Question: Consider the two SDE: \begin{align} dX_t &= f(X_t) dt + \frac{\sigma(X_t)}{\sqrt{n}} dW_t\\ dY_t &= f(Y_t) dt + \frac{\bar\sigma_n(Y_t)}{\sqrt{n}} dW_t, \end{align} where $t \in [0,T]$, $X_0 = Y_0 = 0$, $W_t$ is the standard 1-dimensional Brownian motion. The hypotheses are that the drift $f$ and the diffusion coefficient $\sigma > 0$ are bounded and Lipschitz, and the $\bar\sigma_n$ are defined as the piecewise constant approximations of $\sigma$, constant on the intervals of the form $\big[\frac{j}{n}T,\frac{j}{n}T\big)$.

Can we conclude that the total variation distance between the two solution processes tends to zero as $n$ tends to infinity?
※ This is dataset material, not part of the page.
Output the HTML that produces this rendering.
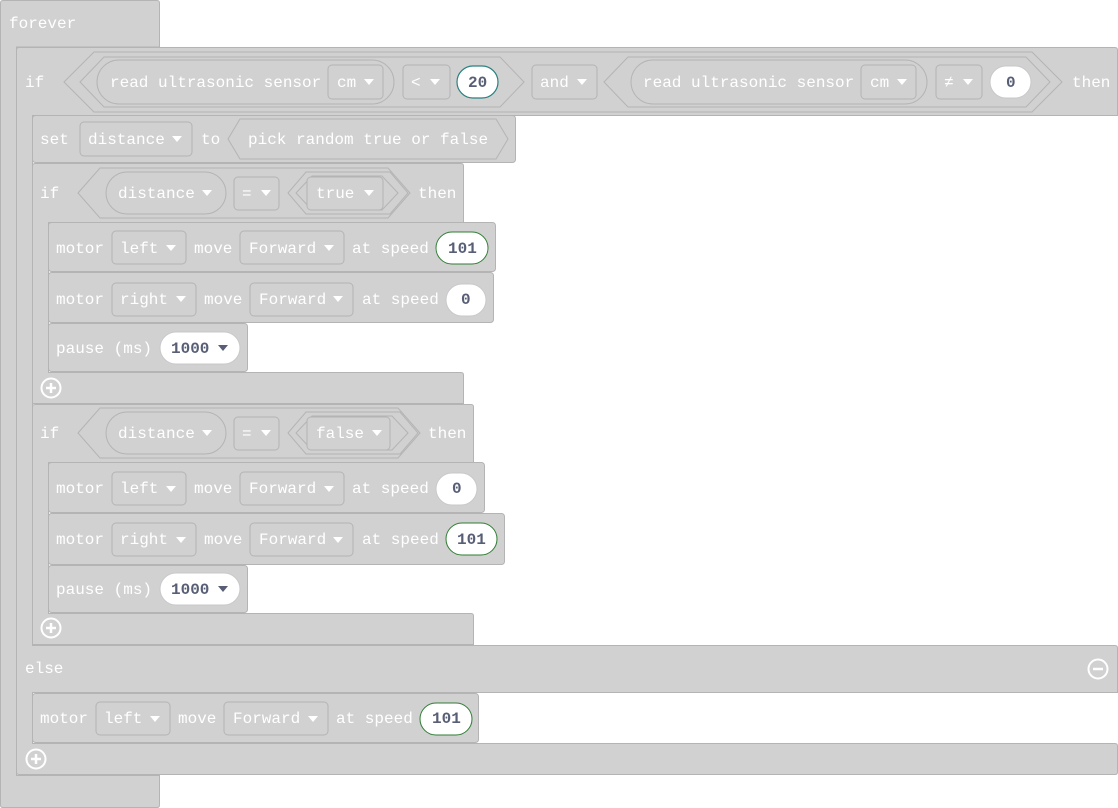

Considerations There should be no problem proving that there is $L^2$ convergence, thanks to Theorem 10, chapter V of Protter's "Stochastic Integration and Differential Equations", but I think that this is not enough to obtain the convergence in total variation. In the answer to the question linked above, there is a mention to a possible solution of a similar problem via Malliavin calculus, but since I am not at ease with this theory I would gladly accept any suggestion or reference in that direction.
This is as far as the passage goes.